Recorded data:
◆ ◆ ◆ ◆ ◆ ◆ ◆
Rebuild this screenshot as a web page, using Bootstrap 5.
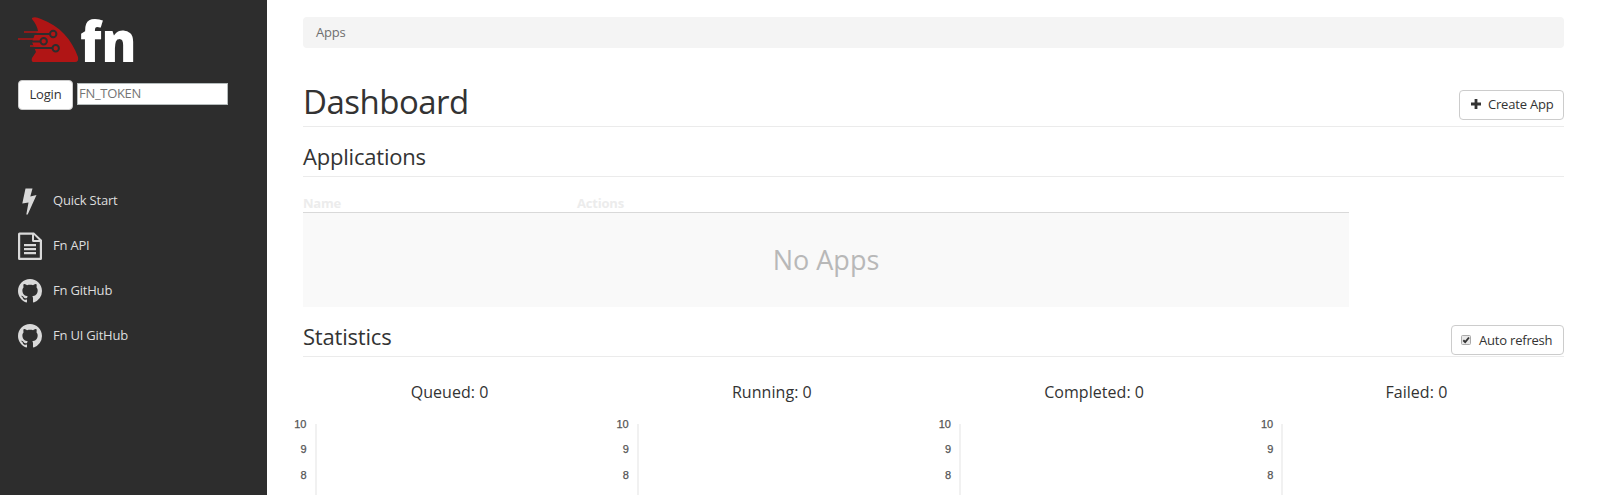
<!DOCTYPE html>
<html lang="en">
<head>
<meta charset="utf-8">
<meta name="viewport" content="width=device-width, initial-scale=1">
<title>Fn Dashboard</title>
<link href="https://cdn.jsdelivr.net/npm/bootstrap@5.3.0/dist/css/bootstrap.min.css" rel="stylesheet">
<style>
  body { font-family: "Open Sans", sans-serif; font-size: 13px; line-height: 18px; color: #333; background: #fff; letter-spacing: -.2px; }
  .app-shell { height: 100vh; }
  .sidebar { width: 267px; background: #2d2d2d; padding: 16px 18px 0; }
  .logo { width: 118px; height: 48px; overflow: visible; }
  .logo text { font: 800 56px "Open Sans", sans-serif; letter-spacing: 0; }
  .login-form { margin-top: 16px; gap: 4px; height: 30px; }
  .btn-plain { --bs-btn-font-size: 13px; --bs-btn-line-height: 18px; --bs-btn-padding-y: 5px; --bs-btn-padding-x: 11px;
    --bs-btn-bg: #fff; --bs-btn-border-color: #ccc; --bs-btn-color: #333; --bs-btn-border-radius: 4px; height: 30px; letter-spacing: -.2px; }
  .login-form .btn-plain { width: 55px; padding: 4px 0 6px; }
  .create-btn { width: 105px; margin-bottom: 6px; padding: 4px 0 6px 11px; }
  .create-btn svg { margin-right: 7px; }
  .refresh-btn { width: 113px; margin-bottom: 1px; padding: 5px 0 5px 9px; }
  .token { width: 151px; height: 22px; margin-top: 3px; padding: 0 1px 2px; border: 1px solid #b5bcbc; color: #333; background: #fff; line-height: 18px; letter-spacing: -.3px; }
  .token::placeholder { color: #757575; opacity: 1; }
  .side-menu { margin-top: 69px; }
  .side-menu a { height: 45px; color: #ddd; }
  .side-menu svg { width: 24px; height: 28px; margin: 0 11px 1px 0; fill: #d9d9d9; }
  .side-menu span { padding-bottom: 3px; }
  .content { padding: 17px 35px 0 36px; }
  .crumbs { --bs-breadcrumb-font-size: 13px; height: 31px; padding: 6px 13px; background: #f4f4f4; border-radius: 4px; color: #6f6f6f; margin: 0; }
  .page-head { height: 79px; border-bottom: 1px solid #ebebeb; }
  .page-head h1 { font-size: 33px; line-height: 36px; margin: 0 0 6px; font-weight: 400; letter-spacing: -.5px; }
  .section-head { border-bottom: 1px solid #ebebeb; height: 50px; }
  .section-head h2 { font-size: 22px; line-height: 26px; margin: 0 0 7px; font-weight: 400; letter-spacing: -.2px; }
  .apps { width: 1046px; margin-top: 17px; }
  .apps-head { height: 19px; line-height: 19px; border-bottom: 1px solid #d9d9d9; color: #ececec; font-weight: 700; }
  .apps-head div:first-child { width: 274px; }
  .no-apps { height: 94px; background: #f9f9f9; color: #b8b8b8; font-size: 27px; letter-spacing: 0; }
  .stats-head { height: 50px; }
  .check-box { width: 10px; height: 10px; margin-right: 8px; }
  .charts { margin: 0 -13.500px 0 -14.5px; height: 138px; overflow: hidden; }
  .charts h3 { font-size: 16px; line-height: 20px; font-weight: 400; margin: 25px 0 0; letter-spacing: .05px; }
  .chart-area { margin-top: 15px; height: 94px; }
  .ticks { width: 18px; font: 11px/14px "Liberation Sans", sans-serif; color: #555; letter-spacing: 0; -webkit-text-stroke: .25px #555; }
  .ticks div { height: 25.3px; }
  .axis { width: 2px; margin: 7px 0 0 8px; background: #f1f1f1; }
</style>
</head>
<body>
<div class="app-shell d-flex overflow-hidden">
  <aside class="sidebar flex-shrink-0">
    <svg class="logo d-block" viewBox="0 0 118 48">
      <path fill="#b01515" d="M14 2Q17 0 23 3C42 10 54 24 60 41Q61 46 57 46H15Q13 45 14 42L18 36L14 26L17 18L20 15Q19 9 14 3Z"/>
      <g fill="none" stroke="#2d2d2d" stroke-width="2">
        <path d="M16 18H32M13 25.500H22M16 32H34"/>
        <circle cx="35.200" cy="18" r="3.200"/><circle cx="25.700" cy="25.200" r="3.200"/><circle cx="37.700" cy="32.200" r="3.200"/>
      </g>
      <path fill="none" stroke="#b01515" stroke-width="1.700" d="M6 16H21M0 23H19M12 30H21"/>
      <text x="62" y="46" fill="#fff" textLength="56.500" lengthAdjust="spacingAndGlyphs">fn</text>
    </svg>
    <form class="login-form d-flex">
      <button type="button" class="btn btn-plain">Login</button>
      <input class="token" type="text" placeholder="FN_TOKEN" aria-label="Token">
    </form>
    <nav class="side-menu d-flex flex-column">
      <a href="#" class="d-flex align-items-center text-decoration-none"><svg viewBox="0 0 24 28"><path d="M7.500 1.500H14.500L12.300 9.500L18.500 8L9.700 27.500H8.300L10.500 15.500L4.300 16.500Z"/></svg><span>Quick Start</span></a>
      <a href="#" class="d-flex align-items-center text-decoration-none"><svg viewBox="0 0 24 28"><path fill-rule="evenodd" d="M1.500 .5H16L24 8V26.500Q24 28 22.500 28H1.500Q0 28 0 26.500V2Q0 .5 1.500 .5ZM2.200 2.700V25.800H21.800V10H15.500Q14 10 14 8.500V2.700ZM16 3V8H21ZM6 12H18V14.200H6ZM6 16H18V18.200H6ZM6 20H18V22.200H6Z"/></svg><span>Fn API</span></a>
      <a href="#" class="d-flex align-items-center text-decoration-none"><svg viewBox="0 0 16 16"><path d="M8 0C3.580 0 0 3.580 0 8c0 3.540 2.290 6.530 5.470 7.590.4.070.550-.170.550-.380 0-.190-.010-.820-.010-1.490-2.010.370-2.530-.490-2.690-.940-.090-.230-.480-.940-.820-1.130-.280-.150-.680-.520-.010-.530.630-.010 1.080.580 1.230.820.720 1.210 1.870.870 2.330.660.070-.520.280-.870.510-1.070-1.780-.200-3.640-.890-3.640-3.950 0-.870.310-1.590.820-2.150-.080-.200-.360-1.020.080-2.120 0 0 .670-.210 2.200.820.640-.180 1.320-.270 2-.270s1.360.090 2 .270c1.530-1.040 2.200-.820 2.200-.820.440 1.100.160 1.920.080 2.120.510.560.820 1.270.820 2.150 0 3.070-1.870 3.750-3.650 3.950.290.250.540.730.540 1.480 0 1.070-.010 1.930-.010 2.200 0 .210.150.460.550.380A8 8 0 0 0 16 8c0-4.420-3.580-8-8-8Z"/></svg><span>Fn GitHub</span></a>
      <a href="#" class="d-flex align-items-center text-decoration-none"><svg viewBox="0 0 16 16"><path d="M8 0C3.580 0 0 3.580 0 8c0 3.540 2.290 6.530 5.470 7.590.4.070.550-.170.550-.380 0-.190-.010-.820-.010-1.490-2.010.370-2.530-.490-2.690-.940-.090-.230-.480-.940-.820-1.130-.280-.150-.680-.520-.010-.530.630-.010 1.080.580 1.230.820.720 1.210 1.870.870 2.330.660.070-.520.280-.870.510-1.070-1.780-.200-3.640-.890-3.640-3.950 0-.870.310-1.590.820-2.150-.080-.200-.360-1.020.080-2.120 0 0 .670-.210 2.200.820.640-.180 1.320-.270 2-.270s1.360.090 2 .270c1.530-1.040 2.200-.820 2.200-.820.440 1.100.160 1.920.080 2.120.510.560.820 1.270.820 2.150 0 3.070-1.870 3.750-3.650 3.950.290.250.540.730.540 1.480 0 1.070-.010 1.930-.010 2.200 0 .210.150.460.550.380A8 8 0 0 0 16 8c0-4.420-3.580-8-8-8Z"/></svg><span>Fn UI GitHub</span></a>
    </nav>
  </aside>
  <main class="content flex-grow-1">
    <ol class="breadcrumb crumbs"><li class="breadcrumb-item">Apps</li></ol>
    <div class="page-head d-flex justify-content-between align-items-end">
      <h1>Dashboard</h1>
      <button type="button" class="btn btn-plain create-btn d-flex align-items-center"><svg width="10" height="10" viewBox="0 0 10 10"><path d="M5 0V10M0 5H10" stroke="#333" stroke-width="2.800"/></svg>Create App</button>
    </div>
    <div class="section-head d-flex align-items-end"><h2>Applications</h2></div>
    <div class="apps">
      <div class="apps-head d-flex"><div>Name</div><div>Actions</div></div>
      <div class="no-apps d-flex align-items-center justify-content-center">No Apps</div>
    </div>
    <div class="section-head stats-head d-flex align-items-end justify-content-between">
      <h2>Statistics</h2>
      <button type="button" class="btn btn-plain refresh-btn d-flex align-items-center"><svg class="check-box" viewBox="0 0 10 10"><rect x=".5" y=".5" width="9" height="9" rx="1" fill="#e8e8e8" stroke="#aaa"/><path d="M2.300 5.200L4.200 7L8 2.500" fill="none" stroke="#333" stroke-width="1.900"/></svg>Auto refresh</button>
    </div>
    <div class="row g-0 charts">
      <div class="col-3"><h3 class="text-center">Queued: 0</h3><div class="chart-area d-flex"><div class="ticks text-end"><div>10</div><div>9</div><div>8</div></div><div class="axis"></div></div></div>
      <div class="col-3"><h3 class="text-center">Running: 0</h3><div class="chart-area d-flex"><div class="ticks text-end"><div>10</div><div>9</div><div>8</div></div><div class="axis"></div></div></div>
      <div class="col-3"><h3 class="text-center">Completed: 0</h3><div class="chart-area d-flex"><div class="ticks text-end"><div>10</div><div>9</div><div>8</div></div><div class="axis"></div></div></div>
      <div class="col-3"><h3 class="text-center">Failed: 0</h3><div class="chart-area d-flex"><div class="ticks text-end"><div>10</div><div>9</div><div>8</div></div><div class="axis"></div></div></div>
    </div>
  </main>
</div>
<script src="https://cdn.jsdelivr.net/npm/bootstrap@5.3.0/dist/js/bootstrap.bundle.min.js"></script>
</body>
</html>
◆ ◆ ◆ ◆ ◆ ◆ ◆
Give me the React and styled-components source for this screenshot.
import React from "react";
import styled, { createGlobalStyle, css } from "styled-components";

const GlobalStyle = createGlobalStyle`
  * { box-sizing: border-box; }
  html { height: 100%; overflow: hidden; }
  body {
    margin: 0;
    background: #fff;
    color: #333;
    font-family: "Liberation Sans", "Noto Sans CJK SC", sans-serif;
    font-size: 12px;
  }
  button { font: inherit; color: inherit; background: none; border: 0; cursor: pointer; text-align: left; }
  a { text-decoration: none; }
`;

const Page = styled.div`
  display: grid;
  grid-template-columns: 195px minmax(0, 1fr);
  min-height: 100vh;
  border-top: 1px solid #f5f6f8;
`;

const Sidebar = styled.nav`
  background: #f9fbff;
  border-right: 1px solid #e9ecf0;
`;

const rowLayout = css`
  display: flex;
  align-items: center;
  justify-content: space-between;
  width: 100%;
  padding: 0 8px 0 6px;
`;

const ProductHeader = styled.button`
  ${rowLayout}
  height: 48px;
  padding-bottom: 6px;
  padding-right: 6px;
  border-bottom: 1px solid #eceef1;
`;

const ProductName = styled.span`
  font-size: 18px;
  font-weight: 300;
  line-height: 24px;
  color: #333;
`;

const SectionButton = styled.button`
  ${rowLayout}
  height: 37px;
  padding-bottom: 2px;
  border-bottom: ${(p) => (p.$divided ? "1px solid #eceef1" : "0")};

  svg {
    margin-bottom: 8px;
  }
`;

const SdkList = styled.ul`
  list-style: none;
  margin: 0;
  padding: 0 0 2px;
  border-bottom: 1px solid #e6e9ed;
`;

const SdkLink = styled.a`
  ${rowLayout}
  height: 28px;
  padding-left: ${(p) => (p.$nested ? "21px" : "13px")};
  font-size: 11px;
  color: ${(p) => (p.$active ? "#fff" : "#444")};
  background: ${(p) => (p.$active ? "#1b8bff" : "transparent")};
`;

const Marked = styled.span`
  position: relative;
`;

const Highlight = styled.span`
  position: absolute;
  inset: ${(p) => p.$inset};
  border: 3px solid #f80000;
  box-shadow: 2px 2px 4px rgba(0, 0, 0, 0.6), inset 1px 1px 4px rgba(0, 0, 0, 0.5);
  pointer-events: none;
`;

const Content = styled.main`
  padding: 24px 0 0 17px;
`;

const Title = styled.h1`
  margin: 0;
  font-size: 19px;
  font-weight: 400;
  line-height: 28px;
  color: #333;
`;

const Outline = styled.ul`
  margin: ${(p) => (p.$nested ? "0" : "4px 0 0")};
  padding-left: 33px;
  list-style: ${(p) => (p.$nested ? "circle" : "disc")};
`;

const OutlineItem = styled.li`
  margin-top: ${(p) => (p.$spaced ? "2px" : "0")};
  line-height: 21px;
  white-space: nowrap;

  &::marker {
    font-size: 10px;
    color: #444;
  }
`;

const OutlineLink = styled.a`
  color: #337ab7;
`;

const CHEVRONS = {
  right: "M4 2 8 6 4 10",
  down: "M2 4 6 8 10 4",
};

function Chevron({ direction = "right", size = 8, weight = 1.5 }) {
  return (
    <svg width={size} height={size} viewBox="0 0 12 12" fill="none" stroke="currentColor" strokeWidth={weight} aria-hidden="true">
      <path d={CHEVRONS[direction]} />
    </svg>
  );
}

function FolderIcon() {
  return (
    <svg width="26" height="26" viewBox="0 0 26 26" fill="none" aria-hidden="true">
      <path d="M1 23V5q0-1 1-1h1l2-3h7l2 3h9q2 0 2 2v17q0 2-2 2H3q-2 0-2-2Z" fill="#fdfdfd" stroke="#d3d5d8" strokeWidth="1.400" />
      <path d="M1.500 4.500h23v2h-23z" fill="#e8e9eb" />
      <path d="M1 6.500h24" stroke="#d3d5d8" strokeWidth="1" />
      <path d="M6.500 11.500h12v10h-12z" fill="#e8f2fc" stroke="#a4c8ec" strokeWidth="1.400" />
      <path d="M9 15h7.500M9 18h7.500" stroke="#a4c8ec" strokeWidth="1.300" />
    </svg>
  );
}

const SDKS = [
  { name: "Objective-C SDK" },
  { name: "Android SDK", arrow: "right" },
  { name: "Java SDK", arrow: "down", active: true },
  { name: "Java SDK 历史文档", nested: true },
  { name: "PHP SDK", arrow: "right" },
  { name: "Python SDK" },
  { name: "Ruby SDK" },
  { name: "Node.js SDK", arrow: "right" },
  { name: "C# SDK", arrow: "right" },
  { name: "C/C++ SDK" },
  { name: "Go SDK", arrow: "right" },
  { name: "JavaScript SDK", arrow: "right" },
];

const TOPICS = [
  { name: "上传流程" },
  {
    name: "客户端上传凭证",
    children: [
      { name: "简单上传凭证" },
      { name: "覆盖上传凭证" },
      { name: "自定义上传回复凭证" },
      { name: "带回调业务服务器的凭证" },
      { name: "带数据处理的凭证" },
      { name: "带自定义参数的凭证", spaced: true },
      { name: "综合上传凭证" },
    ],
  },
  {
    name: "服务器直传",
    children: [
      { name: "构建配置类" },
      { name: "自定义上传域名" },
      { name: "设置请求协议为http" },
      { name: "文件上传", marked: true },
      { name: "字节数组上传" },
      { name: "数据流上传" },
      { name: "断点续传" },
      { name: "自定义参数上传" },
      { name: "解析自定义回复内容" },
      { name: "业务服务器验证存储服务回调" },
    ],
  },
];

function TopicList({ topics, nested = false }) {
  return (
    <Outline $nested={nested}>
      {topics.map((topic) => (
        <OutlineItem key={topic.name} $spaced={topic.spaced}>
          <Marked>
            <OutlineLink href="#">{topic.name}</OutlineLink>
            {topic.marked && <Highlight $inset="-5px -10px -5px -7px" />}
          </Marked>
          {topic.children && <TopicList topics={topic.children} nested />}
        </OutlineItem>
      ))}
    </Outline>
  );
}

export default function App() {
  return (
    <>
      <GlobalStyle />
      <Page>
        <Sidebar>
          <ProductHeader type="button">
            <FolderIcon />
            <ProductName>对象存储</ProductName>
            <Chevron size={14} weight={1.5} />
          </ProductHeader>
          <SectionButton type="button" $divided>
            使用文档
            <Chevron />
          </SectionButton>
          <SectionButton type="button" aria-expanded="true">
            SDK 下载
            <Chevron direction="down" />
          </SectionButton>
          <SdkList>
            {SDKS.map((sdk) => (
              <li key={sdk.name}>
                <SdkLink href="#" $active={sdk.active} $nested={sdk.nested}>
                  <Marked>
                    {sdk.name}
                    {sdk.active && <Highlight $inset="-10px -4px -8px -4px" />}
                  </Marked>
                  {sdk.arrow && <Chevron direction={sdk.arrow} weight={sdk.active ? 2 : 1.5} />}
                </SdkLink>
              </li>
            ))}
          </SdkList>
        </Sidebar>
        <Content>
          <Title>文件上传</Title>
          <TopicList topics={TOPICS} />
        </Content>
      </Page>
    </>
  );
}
◆ ◆ ◆ ◆ ◆ ◆ ◆
- [What you are asked to do] Each line above that includes "this" counts once; state the total and nothing more.

- [Written response] 2